> [Exercise] In this exercise, return the whole listing exactly, excluding any images.

> [Data excerpt]
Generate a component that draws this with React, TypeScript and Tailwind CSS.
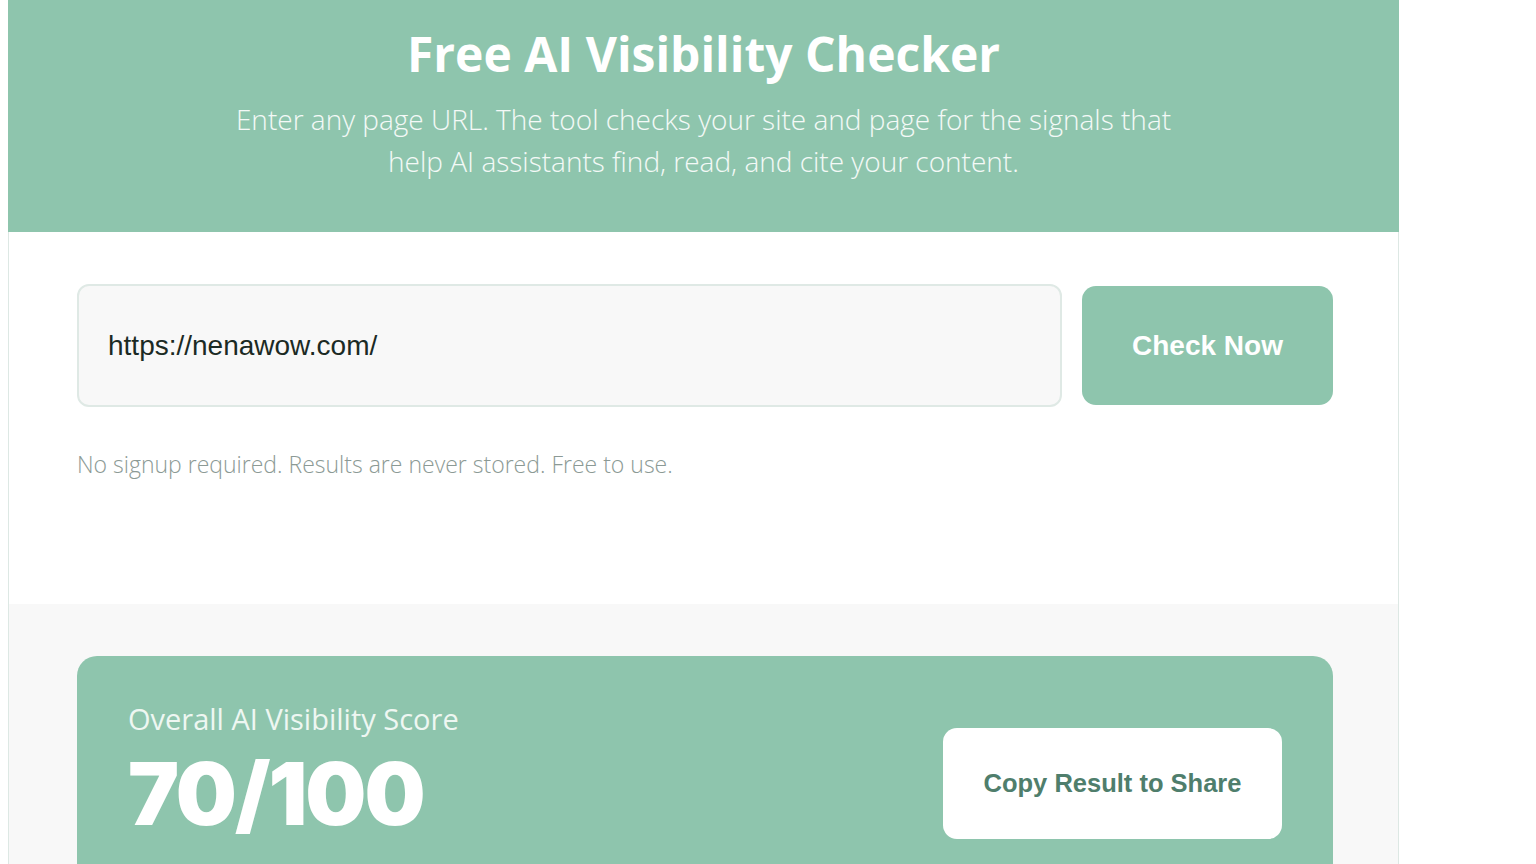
import { useState } from 'react';

const sans = "font-['Open_Sans','Noto_Sans',sans-serif]";
const arial = "font-['Liberation_Sans',Arial,sans-serif]";

function App() {
  const [url, setUrl] = useState('https://nenawow.com/');

  return (
    <div className="min-h-screen bg-white">
      <div className="ml-[8px] w-[1391px] border-x border-[#dde8e4]">
        {/* Hero */}
        <header className="-mx-px bg-[#8ec5ad] px-8 pt-[24px] pb-[50px] text-center text-white">
          <h1 className={`${sans} text-[48px] font-bold leading-[60px]`}>
            Free AI Visibility Checker
          </h1>
          <p className={`${sans} mx-auto mt-[14px] max-w-[1000px] text-[28px] font-light leading-[42px] text-white/90`}>
            Enter any page URL. The tool checks your site and page for the signals that
            <br />
            help AI assistants find, read, and cite your content.
          </p>
        </header>

        {/* Form */}
        <section className="pl-[68px] pr-[65px] pt-[52px] pb-[125px]">
          <div className="flex items-center gap-5">
            <input
              value={url}
              onChange={(e) => setUrl(e.target.value)}
              className={`${arial} h-[123px] flex-1 rounded-xl border-2 border-[#dfe9e5] bg-[#f8f8f8] px-[29px] text-[28px] text-[#1b2a24] outline-none`}
            />
            <button
              className={`${arial} h-[119px] w-[251px] rounded-[14px] bg-[#8ec5ad] text-[28px] font-bold text-white`}
            >
              Check Now
            </button>
          </div>
          <p className={`${sans} mt-[42px] text-[23px] font-light leading-[30px] text-[#8c9a95]`}>
            No signup required. Results are never stored. Free to use.
          </p>
        </section>

        {/* Results */}
        <section className="bg-[#f8f8f8] pl-[68px] pr-[65px] pt-[52px] pb-10">
          <div className="rounded-[20px] bg-[#8ec5ad] px-[51px] pt-[44px] pb-10">
            <div className="flex items-start justify-between">
              <div>
                <div className={`${sans} text-[29px] leading-[38px] text-[#eef7f2]`}>
                  Overall AI Visibility Score
                </div>
                <div className="mt-[6px] font-['Inter',sans-serif] text-[86px] font-black leading-[100px] tracking-[-2px] text-white">
                  70/100
                </div>
                <div className={`${sans} mt-3 text-[22px] leading-[30px] text-white/90`}>
                  Good foundation, with room to improve.
                </div>
              </div>
              <button
                className={`${arial} mt-[28px] h-[111px] w-[339px] rounded-[14px] bg-white text-[25.5px] font-bold text-[#4f7e6c]`}
              >
                Copy Result to Share
              </button>
            </div>
          </div>
        </section>
      </div>
    </div>
  );
}

export default App;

> [Solution to this problem]
Generate a component that draws this with React, TypeScript and Tailwind CSS.
import { useState } from 'react';

const sans = "font-['Open_Sans','Noto_Sans',sans-serif]";
const arial = "font-['Liberation_Sans',Arial,sans-serif]";

function App() {
  const [url, setUrl] = useState('https://nenawow.com/');

  return (
    <div className="min-h-screen bg-white">
      <div className="ml-[8px] w-[1391px] border-x border-[#dde8e4]">
        {/* Hero */}
        <header className="-mx-px bg-[#8ec5ad] px-8 pt-[24px] pb-[50px] text-center text-white">
          <h1 className={`${sans} text-[48px] font-bold leading-[60px]`}>
            Free AI Visibility Checker
          </h1>
          <p className={`${sans} mx-auto mt-[14px] max-w-[1000px] text-[28px] font-light leading-[42px] text-white/90`}>
            Enter any page URL. The tool checks your site and page for the signals that
            <br />
            help AI assistants find, read, and cite your content.
          </p>
        </header>

        {/* Form */}
        <section className="pl-[68px] pr-[65px] pt-[52px] pb-[125px]">
          <div className="flex items-center gap-5">
            <input
              value={url}
              onChange={(e) => setUrl(e.target.value)}
              className={`${arial} h-[123px] flex-1 rounded-xl border-2 border-[#dfe9e5] bg-[#f8f8f8] px-[29px] text-[28px] text-[#1b2a24] outline-none`}
            />
            <button
              className={`${arial} h-[119px] w-[251px] rounded-[14px] bg-[#8ec5ad] text-[28px] font-bold text-white`}
            >
              Check Now
            </button>
          </div>
          <p className={`${sans} mt-[42px] text-[23px] font-light leading-[30px] text-[#8c9a95]`}>
            No signup required. Results are never stored. Free to use.
          </p>
        </section>

        {/* Results */}
        <section className="bg-[#f8f8f8] pl-[68px] pr-[65px] pt-[52px] pb-10">
          <div className="rounded-[20px] bg-[#8ec5ad] px-[51px] pt-[44px] pb-10">
            <div className="flex items-start justify-between">
              <div>
                <div className={`${sans} text-[29px] leading-[38px] text-[#eef7f2]`}>
                  Overall AI Visibility Score
                </div>
                <div className="mt-[6px] font-['Inter',sans-serif] text-[86px] font-black leading-[100px] tracking-[-2px] text-white">
                  70/100
                </div>
                <div className={`${sans} mt-3 text-[22px] leading-[30px] text-white/90`}>
                  Good foundation, with room to improve.
                </div>
              </div>
              <button
                className={`${arial} mt-[28px] h-[111px] w-[339px] rounded-[14px] bg-white text-[25.5px] font-bold text-[#4f7e6c]`}
              >
                Copy Result to Share
              </button>
            </div>
          </div>
        </section>
      </div>
    </div>
  );
}

export default App;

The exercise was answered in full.